Which lines in the records below contain the word "screenshot"? Copy each one out.

— BEGIN RECORDS —

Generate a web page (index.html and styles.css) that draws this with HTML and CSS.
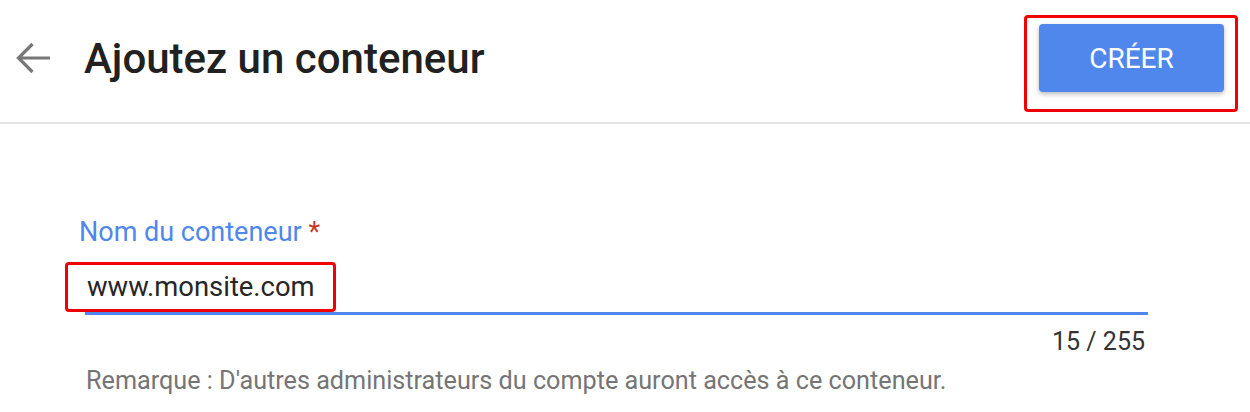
FILE: index.html
```html
<!DOCTYPE html>
<html lang="fr">
<head>
<meta charset="utf-8">
<link rel="stylesheet" href="styles.css">
</head>
<body>
<header class="topbar">
  <div class="title-group">
    <button class="back" aria-label="Retour">
      <svg viewBox="0 0 36 36" width="36" height="36"><path d="M35 17H3.5M17.5 3L3.5 17L17.5 31" fill="none" stroke="#777777" stroke-width="3.2"/></svg>
    </button>
    <h1 class="title">Ajoutez un conteneur</h1>
  </div>
  <div class="highlight highlight-btn">
    <button class="create">CRÉER</button>
  </div>
</header>
<main class="form">
  <label class="label">Nom du conteneur <span class="req">*</span></label>
  <div class="input-line">
    <div class="highlight highlight-input"><span class="value">www.monsite.com</span></div>
  </div>
  <div class="counter">15 / 255</div>
  <p class="note">Remarque : D'autres administrateurs du compte auront accès à ce conteneur.</p>
</main>
</body>
</html>
```

FILE: styles.css
```css
html, body {
  margin: 0;
  padding: 0;
  background: #ffffff;
  font-family: Roboto, "Noto Sans", Arial, sans-serif;
  width: 1250px;
  height: 412px;
  overflow: hidden;
}

.topbar {
  height: 122px;
  border-bottom: 2px solid #e3e3e3;
  display: flex;
  align-items: flex-start;
  justify-content: space-between;
  box-sizing: content-box;
  padding-right: 12px;
}

.title-group {
  display: flex;
  align-items: center;
  padding-top: 37px;
}

.back {
  border: none;
  background: none;
  padding: 0;
  margin-left: 15px;
  width: 36px;
  height: 36px;
  display: flex;
  align-items: center;
  justify-content: center;
}

.title {
  margin: 0 0 0 33px;
  font-size: 42px;
  font-weight: 500;
  color: #212121;
  line-height: 44px;
}

.highlight {
  border: 3px solid #f00000;
  border-radius: 4px;
}

.highlight-btn {
  margin-top: 15px;
  padding: 6px 11px 17px 12px;
}

.create {
  width: 185px;
  height: 68px;
  border: none;
  border-radius: 4px;
  background: #4f87ec;
  color: #ffffff;
  font-family: Roboto, Arial, sans-serif;
  font-size: 28px;
  font-weight: 400;
  box-shadow: 0 2px 5px rgba(0, 0, 0, 0.28);
  display: block;
}

.form {
  padding-left: 79px;
  padding-top: 92px;
  width: 1069px;
}

.label {
  display: block;
  font-size: 27px;
  color: #4f87ec;
  line-height: 32px;
}

.req {
  color: #c5391f;
}

.input-line {
  margin-left: 6px;
  border-bottom: 3px solid #4f87ec;
  height: 64px;
  position: relative;
}

.highlight-input {
  position: absolute;
  left: -20px;
  top: 14px;
  width: 246px;
  height: 44px;
  display: flex;
  align-items: center;
  padding-left: 19px;
  box-sizing: content-box;
}

.value {
  font-size: 27.4px;
  color: #262626;
}

.counter {
  text-align: right;
  padding-right: 3px;
  margin-top: 12px;
  font-size: 25px;
  color: #333333;
  line-height: 30px;
}

.note {
  margin: 9px 0 0 7px;
  font-size: 25.2px;
  color: #757575;
}
```
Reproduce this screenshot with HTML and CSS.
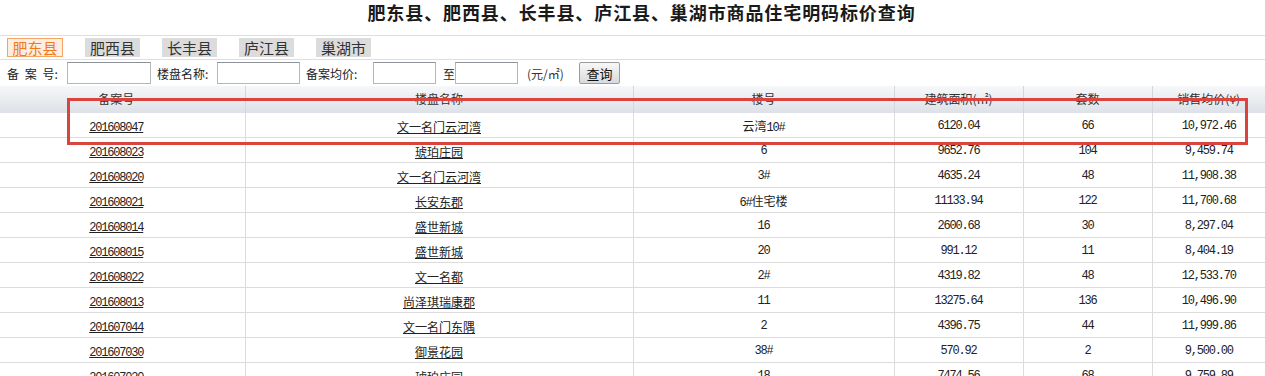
FILE: index.html
```html
<!DOCTYPE html>
<html>
  <head>
    <meta charset="UTF-8"/>
    <title>商品住宅明码标价查询</title>
    <link rel="stylesheet" href="styles.css">
  </head>
  <body>
    <div class="page">
      <h1 class="title">肥东县、肥西县、长丰县、庐江县、巢湖市商品住宅明码标价查询</h1>

      <div class="tabs">
        <a class="tab active">肥东县</a>
        <a class="tab">肥西县</a>
        <a class="tab">长丰县</a>
        <a class="tab">庐江县</a>
        <a class="tab">巢湖市</a>
      </div>

      <div class="filter">
        <span class="label l-no">备 案 号:</span>
        <input class="field f-no" type="text">
        <span class="label l-name">楼盘名称:</span>
        <input class="field f-name" type="text">
        <span class="label l-price">备案均价:</span>
        <input class="field f-price" type="text">
        <span class="label l-to">至</span>
        <input class="field f-price" type="text">
        <span class="label l-unit">(元/㎡)</span>
        <button class="btn" type="button">查询</button>
      </div>

      <table class="list">
        <colgroup>
          <col style="width: 245px">
          <col style="width: 388px">
          <col style="width: 261px">
          <col style="width: 129px">
          <col style="width: 129px">
          <col>
        </colgroup>
        <thead>
          <tr>
            <th class="first">备案号</th>
            <th>楼盘名称</th>
            <th>楼号</th>
            <th>建筑面积(㎡)</th>
            <th>套数</th>
            <th>销售均价(¥)</th>
          </tr>
        </thead>
        <tbody>
          <tr><td class="first"><a class="num">201608047</a></td><td><a>文一名门云河湾</a></td><td>云湾<span class="num">10#</span></td><td class="num">6120.04</td><td class="num">66</td><td class="num">10,972.46</td></tr>
          <tr><td class="first"><a class="num">201608023</a></td><td><a>琥珀庄园</a></td><td class="num">6</td><td class="num">9652.76</td><td class="num">104</td><td class="num">9,459.74</td></tr>
          <tr><td class="first"><a class="num">201608020</a></td><td><a>文一名门云河湾</a></td><td class="num">3#</td><td class="num">4635.24</td><td class="num">48</td><td class="num">11,908.38</td></tr>
          <tr><td class="first"><a class="num">201608021</a></td><td><a>长安东郡</a></td><td><span class="num">6#</span>住宅楼</td><td class="num">11133.94</td><td class="num">122</td><td class="num">11,700.68</td></tr>
          <tr><td class="first"><a class="num">201608014</a></td><td><a>盛世新城</a></td><td class="num">16</td><td class="num">2600.68</td><td class="num">30</td><td class="num">8,297.04</td></tr>
          <tr><td class="first"><a class="num">201608015</a></td><td><a>盛世新城</a></td><td class="num">20</td><td class="num">991.12</td><td class="num">11</td><td class="num">8,404.19</td></tr>
          <tr><td class="first"><a class="num">201608022</a></td><td><a>文一名都</a></td><td class="num">2#</td><td class="num">4319.82</td><td class="num">48</td><td class="num">12,533.70</td></tr>
          <tr><td class="first"><a class="num">201608013</a></td><td><a>尚泽琪瑞康郡</a></td><td class="num">11</td><td class="num">13275.64</td><td class="num">136</td><td class="num">10,496.90</td></tr>
          <tr><td class="first"><a class="num">201607044</a></td><td><a>文一名门东隅</a></td><td class="num">2</td><td class="num">4396.75</td><td class="num">44</td><td class="num">11,999.86</td></tr>
          <tr><td class="first"><a class="num">201607030</a></td><td><a>御景花园</a></td><td class="num">38#</td><td class="num">570.92</td><td class="num">2</td><td class="num">9,500.00</td></tr>
          <tr><td class="first"><a class="num">201607020</a></td><td><a>琥珀庄园</a></td><td class="num">18</td><td class="num">7474.56</td><td class="num">68</td><td class="num">9,759.89</td></tr>
        </tbody>
      </table>

      <div class="mark"></div>
    </div>
  </body>
</html>
```

FILE: styles.css
```css
html, body {
  margin: 0;
  padding: 0;
  overflow: hidden;
  background: #fff;
}
body {
  font-family: 'Noto Sans CJK SC', 'Liberation Sans', sans-serif;
  font-size: 12px;
  color: #222;
}

.page {
  position: relative;
}

.title {
  margin: 0;
  height: 35px;
  line-height: 24px;
  font-size: 18px;
  font-weight: bold;
  letter-spacing: 0.9px;
  text-align: center;
  color: #1a1a1a;
  padding-left: 18px;
  border-bottom: 1px solid #dedede;
}

.tabs {
  display: flex;
  gap: 22px;
  height: 24px;
  padding: 2px 0 0 7px;
  box-sizing: border-box;
  border-bottom: 1px solid #dedede;
}
.tab {
  display: block;
  width: 55px;
  height: 19px;
  line-height: 19px;
  font-size: 15px;
  text-align: center;
  color: #333;
  background: #dcdcdc;
  box-sizing: border-box;
}
.tab.active {
  width: 56px;
  color: #f07a1c;
  background: #fdeedf;
  border: 1px solid #f2a566;
  line-height: 17px;
}

.filter {
  display: flex;
  align-items: center;
  height: 26px;
  padding-left: 7px;
}
.label {
  display: block;
  white-space: nowrap;
}
.l-no { width: 60px; word-spacing: 3px; }
.l-name { width: 60px; margin-left: 6px; }
.l-price { width: 67px; margin-left: 6px; }
.l-to { width: 12px; margin-left: 7px; }
.l-unit { width: 52px; margin-left: 9px; color: #333; }

.field {
  display: block;
  height: 22px;
  margin: 0;
  padding: 0 2px;
  box-sizing: border-box;
  border: 1px solid #b4b8bd;
  border-top-color: #8d9299;
  background: #fff;
}
.f-no { width: 84px; }
.f-name { width: 83px; }
.f-price { width: 63px; }

.btn {
  width: 41px;
  height: 22px;
  margin: 0;
  padding: 0;
  font-family: inherit;
  font-size: 13px;
  color: #111;
  border: 1px solid #9b9b9b;
  border-radius: 2px;
  background: linear-gradient(#f8f8f8, #dadada);
}

.list {
  width: 100%;
  table-layout: fixed;
  border-collapse: collapse;
}
.list th {
  height: 25px;
  padding: 0 0 2px;
  font-weight: normal;
  color: #333;
  background: linear-gradient(#f6f7f9, #dde1e7);
  border-left: 1px solid #d3d7dc;
  text-align: center;
}
.list td {
  height: 22px;
  padding: 2px 0 0;
  text-align: center;
  border-left: 1px solid #dcdcdc;
  border-bottom: 1px solid #dcdcdc;
  white-space: nowrap;
}
.list th.first,
.list td.first {
  border-left: none;
  padding-right: 12px;
}
.list a {
  color: #222;
  text-decoration: underline;
}

.num {
  font-family: 'Liberation Mono', monospace;
  letter-spacing: -1.2px;
}

.mark {
  position: absolute;
  left: 67px;
  top: 98px;
  width: 1181px;
  height: 47px;
  box-sizing: border-box;
  border: 3px solid #d8453f;
}
```
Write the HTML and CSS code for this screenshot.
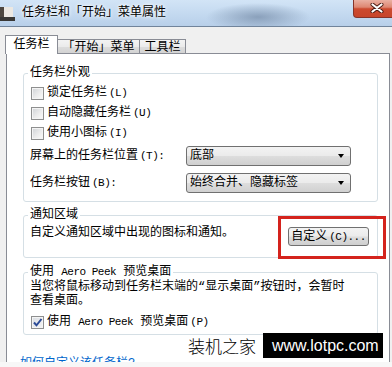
FILE: index.html
```html
<!DOCTYPE html>
<html>
<head>
    <meta charset="utf-8">
    <link rel="stylesheet" href="styles.css">
</head>
<body>
    <div class="window">
        <div class="titlebar">
            <svg class="app-icon" viewBox="0 0 15 14" width="15" height="14">
                <rect x="0" y="0" width="13" height="10" fill="#ece8e2"/>
                <rect x="0" y="0" width="4" height="14" fill="#4e4740"/>
                <rect x="0" y="10" width="15" height="4" fill="#3a3836"/>
            </svg>
            <span class="title">任务栏和「开始」菜单属性</span>
            <button class="close-btn" aria-label="关闭">
                <svg viewBox="0 0 14 10" width="14" height="10">
                    <path d="M2.5 1.5l9 7M11.5 1.5l-9 7" stroke="#4a1a12" stroke-width="4" stroke-linecap="round"/>
                    <path d="M2.5 1.5l9 7M11.5 1.5l-9 7" stroke="#fff" stroke-width="2.2" stroke-linecap="round"/>
                </svg>
            </button>
        </div>

        <div class="dialog-body">
            <div class="tabs">
                <div class="tab active">任务栏</div>
                <div class="tab tab-start">「开始」菜单</div>
                <div class="tab tab-tools">工具栏</div>
            </div>

            <div class="tab-panel">
                <fieldset class="group group-look">
                    <legend>任务栏外观</legend>
                    <div class="check-row"><span class="checkbox"></span>锁定任务栏<span class="key">(L)</span></div>
                    <div class="check-row"><span class="checkbox"></span>自动隐藏任务栏<span class="key">(U)</span></div>
                    <div class="check-row"><span class="checkbox"></span>使用小图标<span class="key">(I)</span></div>
                    <div class="select-row first">
                        <span>屏幕上的任务栏位置<span class="key">(T):</span></span>
                        <div class="select">底部<i class="arrow"></i></div>
                    </div>
                    <div class="select-row">
                        <span>任务栏按钮<span class="key">(B):</span></span>
                        <div class="select">始终合并、隐藏标签<i class="arrow"></i></div>
                    </div>
                </fieldset>

                <fieldset class="group group-notify">
                    <legend>通知区域</legend>
                    <div class="notify-row">
                        <span>自定义通知区域中出现的图标和通知。</span>
                        <div class="btn-wrap">
                            <button class="btn">自定义<span class="key">(C)...</span></button>
                            <div class="highlight-box"></div>
                        </div>
                    </div>
                </fieldset>

                <fieldset class="group group-peek">
                    <legend>使用 <span class="latin">Aero Peek</span> 预览桌面</legend>
                    <p class="desc">当您将鼠标移动到任务栏末端的“显示桌面”按钮时，会暂时<br>查看桌面。</p>
                    <div class="check-row peek-check">
                        <span class="checkbox checked">
                            <svg viewBox="0 0 11 11" width="11" height="11">
                                <path d="M2 5.5l2.5 2.8L9.5 2" fill="none" stroke="#2b4a96" stroke-width="2"/>
                            </svg>
                        </span>使用 <span class="latin">Aero Peek</span> 预览桌面<span class="key">(P)</span>
                    </div>
                </fieldset>

                <a class="help-link" href="#">如何自定义该任务栏?</a>
            </div>
        </div>

        <div class="watermark">
            <span class="wm-name">装机之家</span>
            <span class="wm-url">www.lotpc.com</span>
        </div>
    </div>
</body>
</html>
```

FILE: styles.css
```css
* {
    margin: 0;
    padding: 0;
    box-sizing: border-box;
}

body {
    background: #f7f7f7;
    font-family: "Liberation Mono", "Noto Sans CJK SC", monospace;
    font-size: 12px;
    line-height: 14px;
    color: #000;
}

.window {
    position: relative;
    width: 392px;
    height: 362px;
    overflow: hidden;
    background: #f0f0f0;
}

/* latin bits are narrower in the original dialog font */
.key,
.latin {
    font-size: 11px;
    letter-spacing: -0.5px;
}

.key {
    margin-left: 2px;
}

/* title bar */
.titlebar {
    height: 27px;
    display: flex;
    align-items: center;
    overflow: hidden;
    border-bottom: 1px solid #71849b;
    background:
        radial-gradient(ellipse 52px 14px at 258px 17px, rgba(120, 142, 170, 0.75), rgba(120, 142, 170, 0)),
        linear-gradient(180deg, #d2e4f6 0%, #c2d8ef 60%, #b8cfe9 100%);
}

.app-icon {
    flex: none;
    margin-top: 2px;
}

.title {
    margin-left: 7px;
    text-shadow: 0 0 5px #fff, 0 0 3px #fff;
}

.close-btn {
    align-self: flex-start;
    margin-left: auto;
    margin-right: -4px;
    width: 43px;
    height: 18px;
    display: flex;
    align-items: flex-start;
    padding: 3px 0 0 16px;
    border: 1px solid #86342a;
    border-top: none;
    border-radius: 0 0 0 4px;
    background: linear-gradient(180deg, #eab0a2 0%, #de8772 42%, #cc4a2f 52%, #c7452b 100%);
}

/* tabs */
.dialog-body {
    padding-top: 8px;
}

.tabs {
    display: flex;
    align-items: flex-end;
    height: 18px;
    padding-left: 5px;
}

.tab {
    height: 14px;
    padding-top: 1px;
    text-align: center;
    border: 1px solid #898c95;
    border-bottom: none;
    background: linear-gradient(180deg, #f3f3f3 0%, #ebebeb 50%, #dddddd 51%, #d3d3d3 100%);
}

.tab.active {
    position: relative;
    z-index: 1;
    width: 53px;
    height: 19px;
    margin-bottom: -1px;
    padding-top: 2px;
    background: #fff;
}

.tab-start {
    width: 83px;
    margin-left: -1px;
}

.tab-tools {
    width: 47px;
    margin-left: -1px;
}

.tab-panel {
    margin: 0 2px 0 6px;
    min-height: 400px;
    padding-top: 12px;
    border: 1px solid #898c95;
    background: #fff;
}

/* group boxes */
.group {
    width: 355px;
    margin-left: 16px;
    padding: 3px 6px 8px;
    border: 1px solid #d5dfe5;
    border-radius: 3px;
}

.group legend {
    margin-left: -2px;
    padding: 0 2px;
    line-height: 14px;
}

.group-notify {
    margin-top: 6px;
    padding: 4px 6px 11px;
}

.group-peek {
    margin-top: 7px;
    padding: 1px 6px 2px;
}

.check-row {
    height: 20px;
    display: flex;
    align-items: center;
    white-space: pre;
}

.checkbox {
    width: 13px;
    height: 13px;
    margin: 0 3px 0 1px;
    display: flex;
    align-items: center;
    justify-content: center;
    border: 1px solid #8e8f8f;
    background: linear-gradient(135deg, #cfd2d6 0%, #eeeeee 60%, #fbfbfb 100%);
    box-shadow: inset 0 0 0 1px #f4f4f4;
}

.checkbox.checked {
    background: linear-gradient(135deg, #d9dde3 0%, #f4f4f4 100%);
}

.select-row {
    height: 20px;
    margin-top: 7px;
    display: grid;
    grid-template-columns: 156px 165px;
    align-items: center;
}

.select-row.first {
    margin-top: 3px;
}

.select {
    height: 20px;
    display: flex;
    align-items: center;
    padding: 0 6px 0 3px;
    border: 1px solid #707070;
    border-radius: 3px;
    background: linear-gradient(180deg, #f3f3f3 0%, #ebebeb 48%, #dddddd 52%, #d0d0d0 100%);
}

.arrow {
    margin-left: auto;
    width: 0;
    height: 0;
    border-left: 3.5px solid transparent;
    border-right: 3.5px solid transparent;
    border-top: 4px solid #000;
}

.notify-row {
    height: 20px;
    display: flex;
    justify-content: space-between;
    align-items: flex-start;
}

.btn-wrap {
    position: relative;
    margin: 1px 2px 0 0;
}

.btn {
    width: 81px;
    height: 19px;
    display: block;
    padding: 0;
    white-space: nowrap;
    font: inherit;
    line-height: 16px;
    border: 1px solid #707070;
    border-radius: 3px;
    background: linear-gradient(180deg, #f3f3f3 0%, #ebebeb 48%, #dddddd 52%, #cfcfcf 100%);
    color: #000;
}

/* red annotation frame around the button */
.highlight-box {
    position: absolute;
    left: -10px;
    top: -11px;
    width: 108px;
    height: 43px;
    border: 3px solid #d4231d;
}

.desc {
    line-height: 14px;
}

.peek-check {
    margin-top: 4px;
}

.help-link {
    display: block;
    margin: 22px 0 0 13px;
    color: #0066cc;
    text-decoration: none;
}

/* watermark */
.watermark {
    position: absolute;
    left: 188px;
    top: 333px;
    height: 25px;
    display: flex;
    align-items: center;
    gap: 7px;
}

.wm-name {
    font-family: "Noto Sans CJK SC", sans-serif;
    font-size: 17px;
    line-height: 25px;
    font-weight: 300;
}

.wm-url {
    width: 120px;
    height: 25px;
    padding-left: 9px;
    background: #000;
    color: #fff;
    font-family: "Liberation Sans", sans-serif;
    font-size: 16px;
    line-height: 25px;
}
```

— END RECORDS —

**REPLY**
Reproduce this screenshot with HTML and CSS.
Write the HTML and CSS code for this screenshot.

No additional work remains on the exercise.